Construction and design


The Old School

I build my instruments in the Old School at Whitley Chapel, a small village in the North of England. Whitley Chapel is in the hills above the market town of Hexham, just below open moorland. It's about fifty miles south of the Scottish border and a dozen miles or so from Hadrian’s Wall.

The school makes a great workshop; big windows giving lots of light and looking onto a country road and green fields. I’ve divided it up into two handwork rooms with a machine room in between. With wood stacked all around and jigs and moulds hanging on the walls, it’s a battle for space. It’s hard to believe how spacious it seemed when I moved here in 1979.
 

This is the main handwork room where most instrument building takes place. It's well lit with both natural and artificial light and is permanently heated. The wood I plan to use in the near future is stacked high up on shelves around the room, separated by laths to allow the warm air to circulate and dry it.

Despite plentiful work surfaces and cupboards, thirty years accumulation of timber, tools and all sorts of odds and ends make it a constant struggle to keep this the orderly work space I'm happy working in.


Handwork room

Machine room

This is the machine room, containing a table saw, two planers, a band saw, a flat-bed sander, a router table, a drill press and two dust extractors. Also a variety of draws, cupboards and shelves containing power tools and general clutter. Such as the nuts and bolts that have no value but are always urgently needed just after the shops close.

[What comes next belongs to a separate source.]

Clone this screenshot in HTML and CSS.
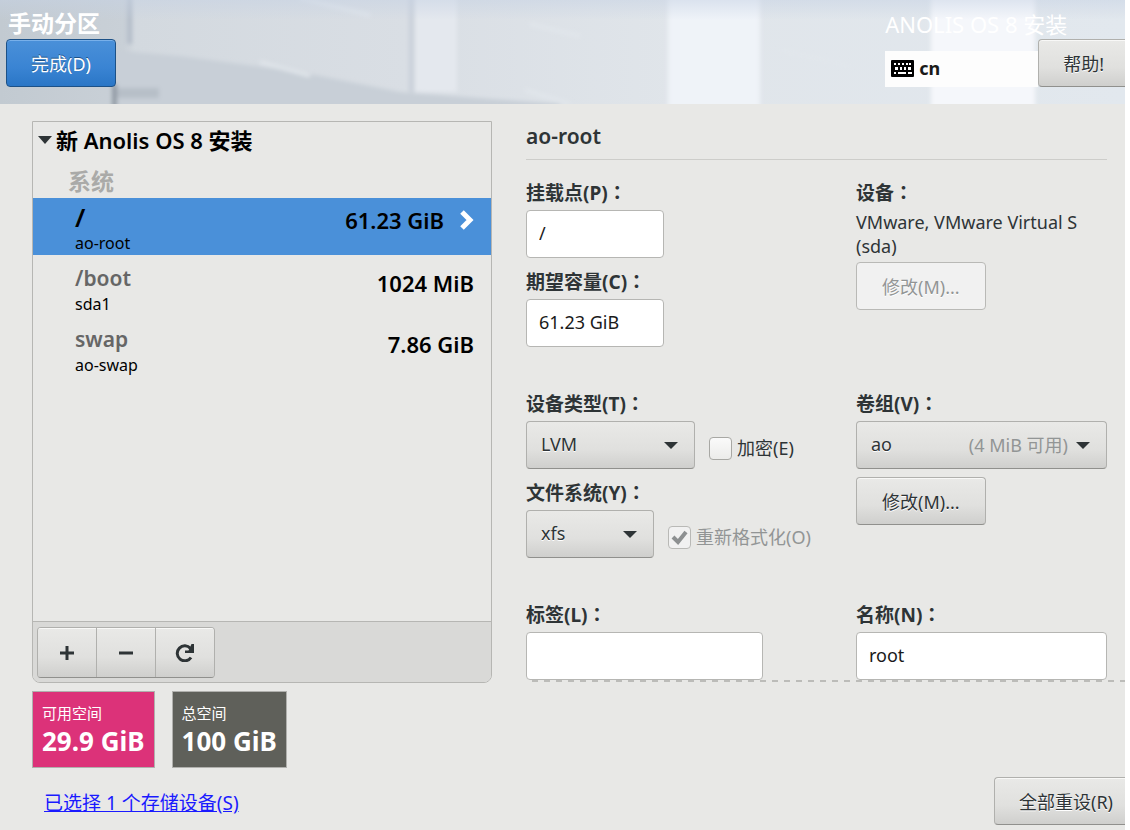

Most of the time the machines stand around  unused, but they are in fact invaluable. The table saw and planer mostly cut the larger boards into useable sizes, daunting jobs to do by hand, while the band-saw and flat-bed sander are used more in actual instrument construction.

Handwork and factory building

 

While appreciating the benefits of computerised machinery, I'm also aware of the disadvantages. Computers and computer controlled machinery can of course perform tasks with accuracy and speed, but skilled men with hand tools have for centuries been performing the same tasks with equal accuracy and more flexibility. Fitting one piece of wood  so as to fit exactly an existing assembly requires decisions and adjustments that machines and computers can't make.

The best of today’s luthiers combine the skill of traditional craftsmen with power tools and well-thought out jigs to produce consistently outstanding instruments. Factories using computer controlled machinery and production line techniques can build much faster, but without the ability to match each process and each piece of wood to the preceding one that is so important to the construction of a great instrument.

Hand building enables me to build to designs that give the best sound and appearance; I make no compromises to suit machine construction or to speed up building. And  I don't work to deadlines. From basic features, such as carved soundboards and minimum stress construction, to cosmetic details like wood bindings and mitred purfling joints, I take whatever time is required.
 

Design

Along with choice of materials, the design of any instrument is fundamental to both its sound and appearance. I particularly value a bass sound that stays clear and doesn’t break up and become indistinct when played hard, and a treble that springs out with life and energy. All my designs and developments have been aimed at achieving this sound.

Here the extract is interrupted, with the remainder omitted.